> _PROBLEM REQUIREMENTS_
Below are the records; collect from them each line containing the string "React".

> _SUPPLIED RECORDS_
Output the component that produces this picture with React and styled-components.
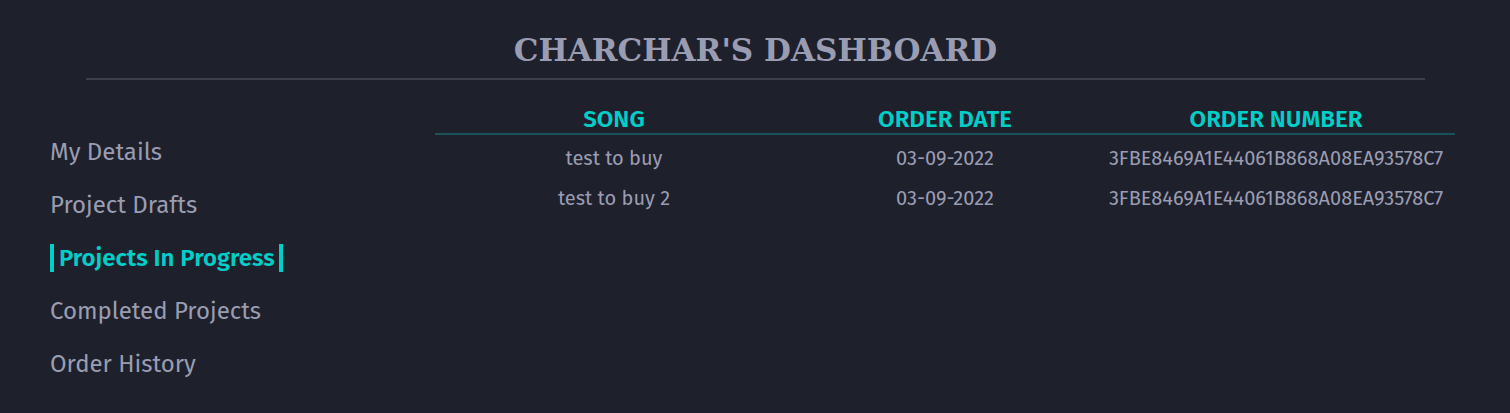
import React from "react";
import styled, { createGlobalStyle } from "styled-components";

const GlobalStyle = createGlobalStyle`
  html, body {
    margin: 0;
    padding: 0;
    background: #1e202c;
  }
  body {
    font-family: "Fira Sans", "Noto Sans", "Open Sans", sans-serif;
  }
`;

const menu = [
  "My Details",
  "Project Drafts",
  "Projects In Progress",
  "Completed Projects",
  "Order History",
];

const orders = [
  { song: "test to buy", date: "03-09-2022", number: "3FBE8469A1E44061B868A08EA93578C7" },
  { song: "test to buy 2", date: "03-09-2022", number: "3FBE8469A1E44061B868A08EA93578C7" },
];

const App = () => {
  return (
    <>
      <GlobalStyle />
      <Page>
        <Header>
          <Title>CHARCHAR'S DASHBOARD</Title>
        </Header>
        <Body>
          <Sidebar>
            {menu.map((item) => (
              <MenuItem key={item}>
                <MenuLabel active={item === "Projects In Progress"}>{item}</MenuLabel>
              </MenuItem>
            ))}
          </Sidebar>
          <Table>
            <HeadRow>
              <HeadCell>Song</HeadCell>
              <HeadCell>Order Date</HeadCell>
              <HeadCell>Order Number</HeadCell>
            </HeadRow>
            {orders.map((o) => (
              <Row key={o.song}>
                <Cell>{o.song}</Cell>
                <Cell>{o.date}</Cell>
                <Cell>{o.number}</Cell>
              </Row>
            ))}
          </Table>
        </Body>
      </Page>
    </>
  );
};

export default App;

const Page = styled.div`
  min-height: 413px;
  background: #1e202c;
  padding-top: 30px;
  box-sizing: border-box;
`;
const Header = styled.header`
  margin: 0 85px 0 86px;
  border-bottom: 2px solid #3d404b;
  text-align: center;
  padding-bottom: 8px;
`;
const Title = styled.h1`
  margin: 0;
  font-family: "DejaVu Serif", serif;
  font-weight: bold;
  font-size: 31px;
  line-height: 40px;
  color: #9a9db2;
`;
const Body = styled.div`
  display: flex;
  padding: 25px 55px 0 50px;
`;
const Sidebar = styled.ul`
  list-style: none;
  margin: 33px 0 0;
  padding: 0;
  width: 385px;
  flex-shrink: 0;
  display: flex;
  flex-direction: column;
  gap: 25px;
`;
const MenuItem = styled.li`
  display: flex;
`;
const MenuLabel = styled.span`
  font-size: 24px;
  line-height: 28px;
  color: ${(p) => (p.active ? "#00cec8" : "#9a9db2")};
  font-weight: ${(p) => (p.active ? 600 : 400)};
  border-left: 4px solid ${(p) => (p.active ? "#00cec8" : "transparent")};
  border-right: 4px solid ${(p) => (p.active ? "#00cec8" : "transparent")};
  padding: 0 4px 0 5px;
  margin-left: ${(p) => (p.active ? "0" : "-9px")};
`;
const Table = styled.div`
  flex: 1;
  display: grid;
  grid-template-columns: 358fr 304fr 358fr;
  align-content: start;
`;
const HeadRow = styled.div`
  display: contents;
`;
const HeadCell = styled.div`
  text-align: center;
  text-transform: uppercase;
  font-weight: 600;
  font-size: 24px;
  line-height: 28px;
  color: #00cec8;
  border-bottom: 2px solid #1a5259;
`;
const Row = styled.div`
  display: contents;
`;
const Cell = styled.div`
  text-align: center;
  font-size: 20px;
  line-height: 24px;
  color: #9a9db2;
  padding: 11px 0 5px;
`;
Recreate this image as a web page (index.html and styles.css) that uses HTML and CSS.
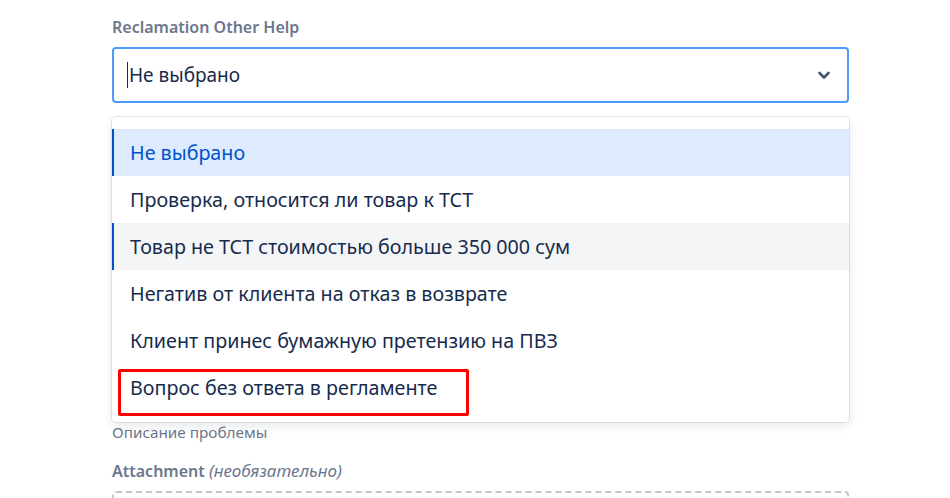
FILE: index.html
```html
<!DOCTYPE html>
<html lang="ru">

<head>
    <meta charset="UTF-8">
    <title>Reclamation Other Help</title>
    <link rel="stylesheet" href="styles.css">
</head>

<body>

    <div class="form">
        <div class="field">
            <label class="field-label">Reclamation Other Help</label>
            <div class="select">
                <span class="caret"></span>
                <span class="select-value">Не выбрано</span>
                <svg class="chevron" width="14" height="10" viewBox="0 0 14 10">
                    <path d="M2.5 3l4.5 4.5 4.5-4.5" fill="none" stroke="#42526E" stroke-width="2.6" stroke-linecap="round" stroke-linejoin="round" />
                </svg>
            </div>

            <div class="menu">
                <div class="option selected">Не выбрано</div>
                <div class="option">Проверка, относится ли товар к ТСТ</div>
                <div class="option hovered">Товар не ТСТ стоимостью больше 350 000 сум</div>
                <div class="option">Негатив от клиента на отказ в возврате</div>
                <div class="option">Клиент принес бумажную претензию на ПВЗ</div>
                <div class="option">Вопрос без ответа в регламенте</div>
                <div class="mark"></div>
            </div>

            <div class="hint">Описание проблемы</div>
        </div>

        <div class="field">
            <label class="field-label">Attachment <em>(необязательно)</em></label>
            <div class="dropzone"></div>
        </div>
    </div>

</body>

</html>
```

FILE: styles.css
```css
html, body {
    height: 498px;
    overflow: hidden;
}

body {
    margin: 0;
    background: #FFFFFF;
    font-family: "Noto Sans", "Open Sans", sans-serif;
    color: #172B4D;
}

.form {
    width: 737px;
    margin-left: 112px;
    padding-top: 17px;
}

.field-label {
    display: block;
    font-size: 16px;
    font-weight: 600;
    color: #6B778C;
    line-height: 20px;
    margin-bottom: 10px;
}

.field-label em {
    font-weight: 400;
    font-size: 17px;
}

.select {
    height: 56px;
    box-sizing: border-box;
    border: 2px solid #4C9AFF;
    border-radius: 4px;
    display: flex;
    align-items: center;
    padding: 0 16px 0 13px;
    font-size: 19px;
}

.caret {
    width: 1px;
    height: 26px;
    background: #172B4D;
    margin-right: 1px;
}

.select-value {
    flex: 1;
}

.chevron {
    display: block;
}

.menu {
    position: relative;
    margin-top: 14px;
    border-radius: 4px;
    background: #FFFFFF;
    box-shadow: 0 0 0 1px rgba(9, 30, 66, 0.1), 0 4px 11px rgba(9, 30, 66, 0.1);
    padding: 12px 0 11px;
}

.option {
    height: 47px;
    display: flex;
    align-items: center;
    padding-left: 16px;
    font-size: 19.7px;
    border-left: 2px solid transparent;
}

.option.selected {
    background: #DEEBFF;
    border-left-color: #0052CC;
    color: #0052CC;
}

.option.hovered {
    background: #F4F5F7;
    border-left-color: #0052CC;
}

.mark {
    position: absolute;
    left: 6px;
    top: 252px;
    width: 345px;
    height: 41px;
    border: 3px solid #FF0000;
    border-radius: 2px;
}

.hint {
    font-size: 15.3px;
    color: #6B778C;
    margin-top: 1px;
    line-height: 18px;
}

.field + .field {
    margin-top: 20px;
}

.dropzone {
    height: 60px;
    border: 2px dashed #C1C7D0;
    border-radius: 4px;
}
```
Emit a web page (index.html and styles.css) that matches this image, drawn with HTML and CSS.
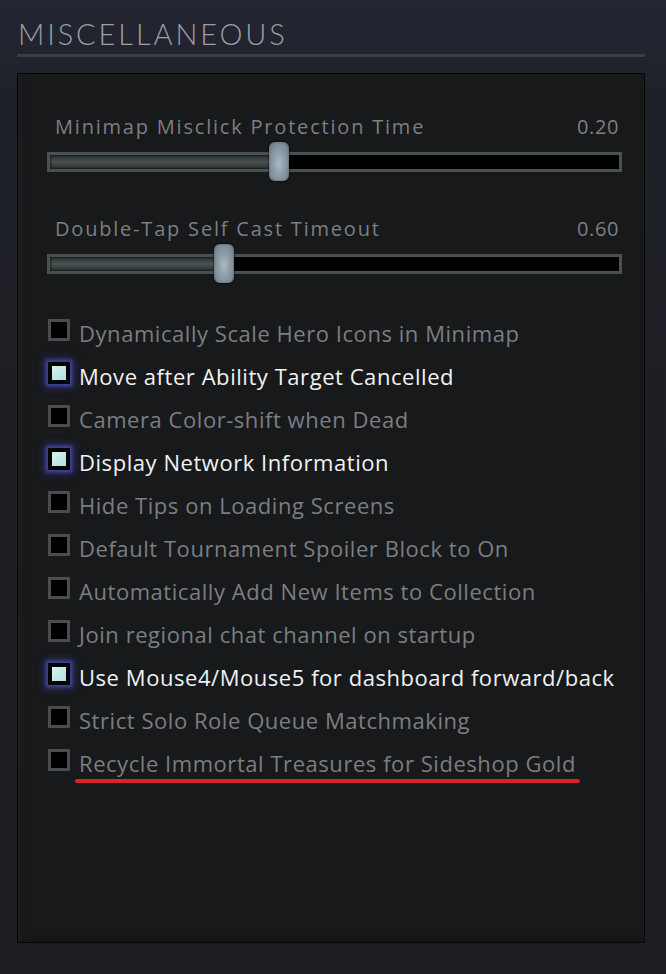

> _EXERCISE OUTPUT_
Output the component that produces this picture with React and styled-components.
import React from "react";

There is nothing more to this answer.